Hadas Kotek » Blog »

Stereotypical Gender Effects in 2016

I’ve been thinking recently about a project that I was involved in in 2016, which I continue to refer back to once in a while because it is the most striking replication study I’ve ever participated in. My collaborators on this study were Dr. Meg Grant, Jayun Bae (who was then a linguistics major at the McGill University Department of Linguistics), and Dr. Jeff Lamontagne (who was then a graduate student at McGill Linguistics1). We never published these results beyond a conference presentation2 because Reasons3 but I think it’s as relevant now as it’s ever been.

The original study

We were interested in replicating Kennison and Trofe (2003).4 The K&T study had two components: (a) a norming study in which participants rated 405 nouns on a 7-point scale ranging from “stereotypically female” to “stereotypically male”, (b) a reading study consisting of sentences using some of the most stereotypically skewed nouns and a pronoun that either matched or mismatched expectations. An example sentence from the study looks like this (the study contained 32 sentence paradigms):

The {executive/secretary} distributed an urgent memo.
{He/She} made it clear that work would continue as normal.
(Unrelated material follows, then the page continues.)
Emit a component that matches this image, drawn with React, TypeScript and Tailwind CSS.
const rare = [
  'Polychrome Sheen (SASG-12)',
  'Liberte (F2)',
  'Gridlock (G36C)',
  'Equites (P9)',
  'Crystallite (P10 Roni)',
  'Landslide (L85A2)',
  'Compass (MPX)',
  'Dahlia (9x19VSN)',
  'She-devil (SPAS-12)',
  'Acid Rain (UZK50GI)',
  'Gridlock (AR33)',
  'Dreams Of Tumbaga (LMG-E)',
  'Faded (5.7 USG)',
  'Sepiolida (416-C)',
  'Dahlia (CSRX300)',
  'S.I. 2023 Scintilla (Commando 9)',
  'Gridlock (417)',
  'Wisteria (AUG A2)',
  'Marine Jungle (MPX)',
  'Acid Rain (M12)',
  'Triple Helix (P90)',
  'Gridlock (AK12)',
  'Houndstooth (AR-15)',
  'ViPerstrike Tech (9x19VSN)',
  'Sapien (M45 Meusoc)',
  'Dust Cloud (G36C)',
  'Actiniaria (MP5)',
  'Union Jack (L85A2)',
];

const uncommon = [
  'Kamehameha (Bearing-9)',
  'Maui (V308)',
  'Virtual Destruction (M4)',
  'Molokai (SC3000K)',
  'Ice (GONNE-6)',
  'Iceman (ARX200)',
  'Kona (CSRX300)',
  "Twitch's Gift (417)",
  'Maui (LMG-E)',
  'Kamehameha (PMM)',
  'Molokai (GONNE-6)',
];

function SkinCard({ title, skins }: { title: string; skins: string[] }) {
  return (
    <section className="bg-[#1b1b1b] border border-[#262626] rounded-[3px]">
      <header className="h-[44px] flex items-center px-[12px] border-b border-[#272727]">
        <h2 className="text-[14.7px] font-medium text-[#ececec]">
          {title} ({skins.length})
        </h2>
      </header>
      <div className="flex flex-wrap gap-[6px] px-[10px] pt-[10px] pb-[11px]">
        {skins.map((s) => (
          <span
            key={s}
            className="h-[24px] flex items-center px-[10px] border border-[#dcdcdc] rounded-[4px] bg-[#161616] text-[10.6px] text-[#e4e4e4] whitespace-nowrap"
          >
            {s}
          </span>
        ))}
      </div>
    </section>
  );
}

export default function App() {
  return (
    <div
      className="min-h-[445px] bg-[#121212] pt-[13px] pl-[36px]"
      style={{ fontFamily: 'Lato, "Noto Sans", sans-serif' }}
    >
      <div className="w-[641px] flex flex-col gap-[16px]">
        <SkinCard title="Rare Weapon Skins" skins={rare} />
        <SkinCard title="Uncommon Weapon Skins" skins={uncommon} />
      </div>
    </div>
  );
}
In the norming study, “executive” was rated as stereotypically male (average score 5/7) and “secretary” was rated as stereotypically female (average score 1.83/7).

The study found surprisal effects for mismatched noun/pronoun pairs in the form of a slowdown in reading times at the point of encountering the pronoun. That is, reading times were greater at the point of reading the pronoun “she” when it followed the noun “executive” and likewise for “he” when it followed the noun “secretary”.
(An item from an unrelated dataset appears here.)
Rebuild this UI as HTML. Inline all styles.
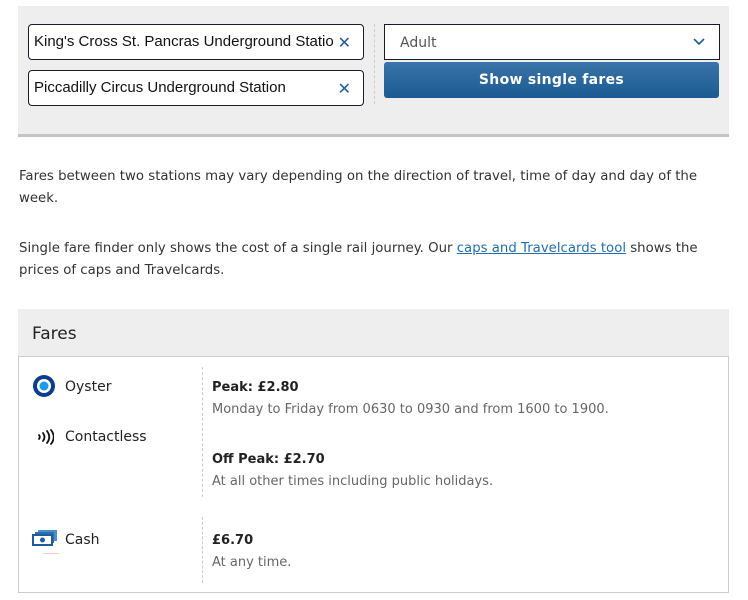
<!DOCTYPE html>
<html><head><style>
body{margin:0;background:#fff;width:748px;height:600px;overflow:hidden;font-family:"DejaVu Sans","Liberation Sans",sans-serif;color:#333;}
.panel{position:absolute;left:18px;top:6px;width:711px;height:128px;background:#eeeeee;border-bottom:3px solid #c4c4c4;}
.inp{position:absolute;left:10px;width:329px;height:34px;background:#fff;border:1px solid #1a1a2e;border-radius:4px;font-family:"Liberation Sans",sans-serif;font-size:15px;color:#111;line-height:34px;padding-left:5px;box-sizing:content-box;overflow:hidden;white-space:nowrap;}
.x{position:absolute;right:12px;top:1px;color:#1f5c94;font-size:16px;font-family:"DejaVu Sans",sans-serif;}
.vd{position:absolute;left:356px;top:18px;height:80px;border-left:1px dashed #ccc;}
.sel{position:absolute;left:366px;top:18px;height:34px;background:#fff;border:1px solid #1a1a2e;font-size:14px;color:#555;line-height:36px;padding-left:15px;box-sizing:content-box;width:319px;}
.btn{position:absolute;left:366px;top:56px;width:335px;height:36px;border-radius:3px;background:linear-gradient(#3a74a8,#1b5a92);color:#fff;font-size:14px;font-weight:bold;text-align:center;line-height:37px;letter-spacing:.3px;}
p{position:absolute;left:19px;margin:0;font-size:13.3px;line-height:22px;width:700px;}
a{color:#1f6fb5;}
.fh{position:absolute;left:18px;top:309px;width:711px;height:47px;background:#eeeeee;}
.fh span{position:absolute;left:14px;top:15px;font-size:17px;color:#222;}
.tb{position:absolute;left:18px;top:356px;width:709px;height:235px;border:1px solid #ccc;}
.vd2{position:absolute;left:183px;border-left:1px dashed #ccc;}
.lab{position:absolute;left:46px;font-size:14px;color:#222;}
.b{position:absolute;left:193px;font-size:13px;font-weight:bold;color:#222;}
.s{position:absolute;left:193px;font-size:13px;color:#666;}
</style></head><body>
<div class="panel">
<div class="inp" style="top:18px">King's Cross St. Pancras Underground Station<span class="x" style="background:#fff;padding-left:4px">✕</span></div>
<div class="inp" style="top:64px">Piccadilly Circus Underground Station<span class="x">✕</span></div>
<div class="vd"></div>
<div class="sel">Adult<svg style="position:absolute;right:14px;top:13px" width="12" height="8" viewBox="0 0 12 8"><path d="M1 1l5 5 5-5" fill="none" stroke="#1f5c94" stroke-width="1.6"/></svg></div>
<div class="btn">Show single fares</div>
</div>
<p style="top:166px">Fares between two stations may vary depending on the direction of travel, time of day and day of the week.</p>
<p style="top:238px">Single fare finder only shows the cost of a single rail journey. Our <a href="#">caps and Travelcards tool</a> shows the prices of caps and Travelcards.</p>
<div class="fh"><span>Fares</span></div>
<div class="tb">
<div class="vd2" style="top:10px;height:130px"></div>
<div class="vd2" style="top:160px;height:66px"></div>
<svg style="position:absolute;left:14px;top:18px" width="22" height="22"><circle cx="11" cy="11" r="11" fill="#0b3d91"/><circle cx="11" cy="11" r="7" fill="#fff"/><circle cx="11" cy="11" r="4.5" fill="#1e9be8"/></svg>
<div class="lab" style="top:22px">Oyster</div>
<svg style="position:absolute;left:17px;top:72px" width="18" height="16" viewBox="0 0 18 16"><g fill="none" stroke="#111" stroke-width="1.8" stroke-linecap="round"><path d="M3 6q1.5 2 0 4"/><path d="M7 4q3 4 0 8"/><path d="M11 2q4.5 6 0 12"/><path d="M15 1q5.5 7 0 14"/></g></svg>
<div class="lab" style="top:72px">Contactless</div>
<svg style="position:absolute;left:13px;top:172px" width="26" height="18" viewBox="0 0 26 18"><rect x="6" y="1" width="19" height="11" fill="#4a8fd0"/><rect x="3" y="3" width="19" height="11" fill="#2f6fae"/><rect x="0" y="5" width="21" height="12" fill="#1d5d9b"/><rect x="2" y="7" width="17" height="8" fill="#fff"/><circle cx="10.5" cy="11" r="2.5" fill="#1d5d9b"/></svg>
<div style="position:absolute;left:24px;top:196px;width:16px;height:1px;background:#f4cccc"></div>
<div class="lab" style="top:175px">Cash</div>
<div class="b" style="top:23px">Peak: £2.80</div>
<div class="s" style="top:45px">Monday to Friday from 0630 to 0930 and from 1600 to 1900.</div>
<div class="b" style="top:95px">Off Peak: £2.70</div>
<div class="s" style="top:117px">At all other times including public holidays.</div>
<div class="b" style="top:176px">£6.70</div>
<div class="s" style="top:198px">At any time.</div>
</div>
</body></html>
These results suggest that gender stereotypes can influence co-reference resolution in pronouns. This has societal implications and also practical implications for researchers whose studies use these kinds of nouns and pronouns, so they should control for these effects to avoid spurious interference with their measures of interest. There were some additional parts to the discussion, and one can generally wonder how good this occupation-based probe really is as a proxy for measuring gender bias in the general case, but I’ll leave these topics open here.

The replication study

We were interested in replicating the K&T study, since it had been close to 15 years since the original data had been collected. We were further interested in correlating the results with other parts of the participants’ identity, including age and gender. We also added some newer nouns to the norming study, such as “blogger” and “internet celebrity”, which weren’t included in the original study. In total, our list contained 472 nouns.
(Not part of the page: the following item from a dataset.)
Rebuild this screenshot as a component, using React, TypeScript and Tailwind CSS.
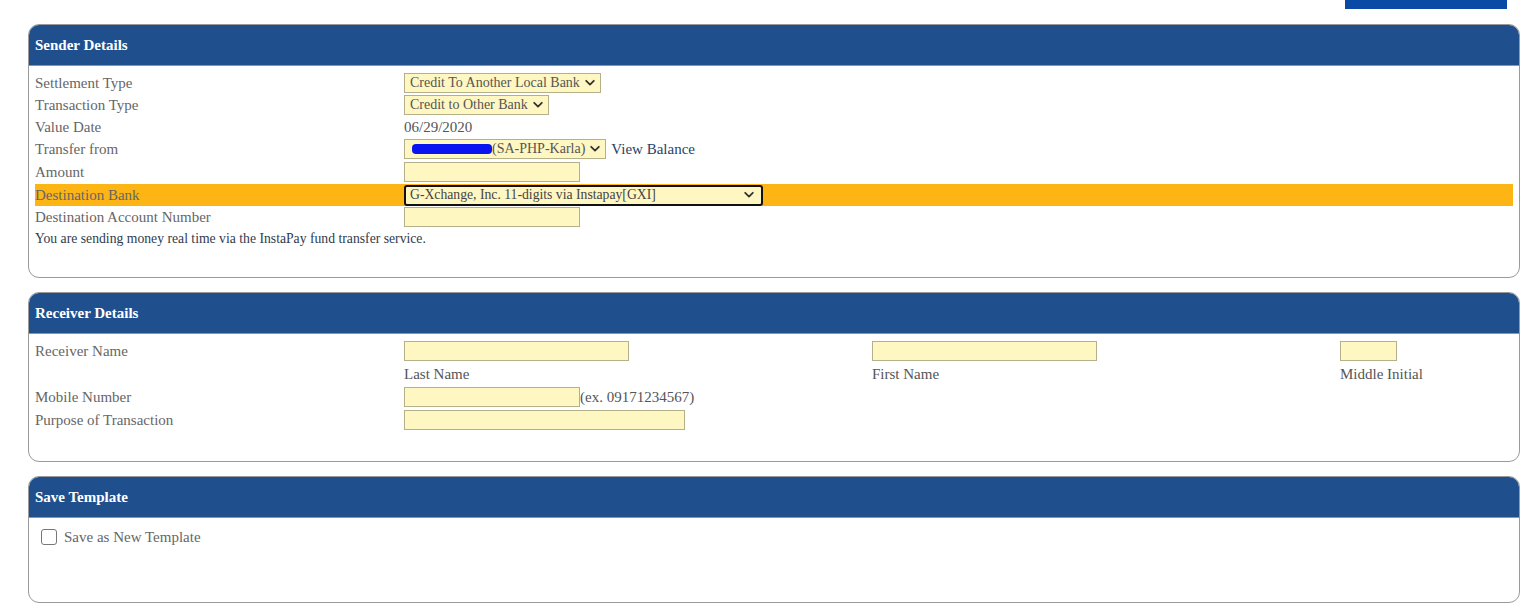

We completed the norming phase of the study. 86 participants (42 female, age range 19-70) rated the nouns on a scale from 1 (Mostly male) to 7 (Mostly female). The scale was reversed for half of participants. Participants were recruited online using Amazon Mechanical Turk, and they were paid for their participation. Overall, the correlation between our ratings and those collected by K&T was strikingly strong (r(393) = .96, p < .001).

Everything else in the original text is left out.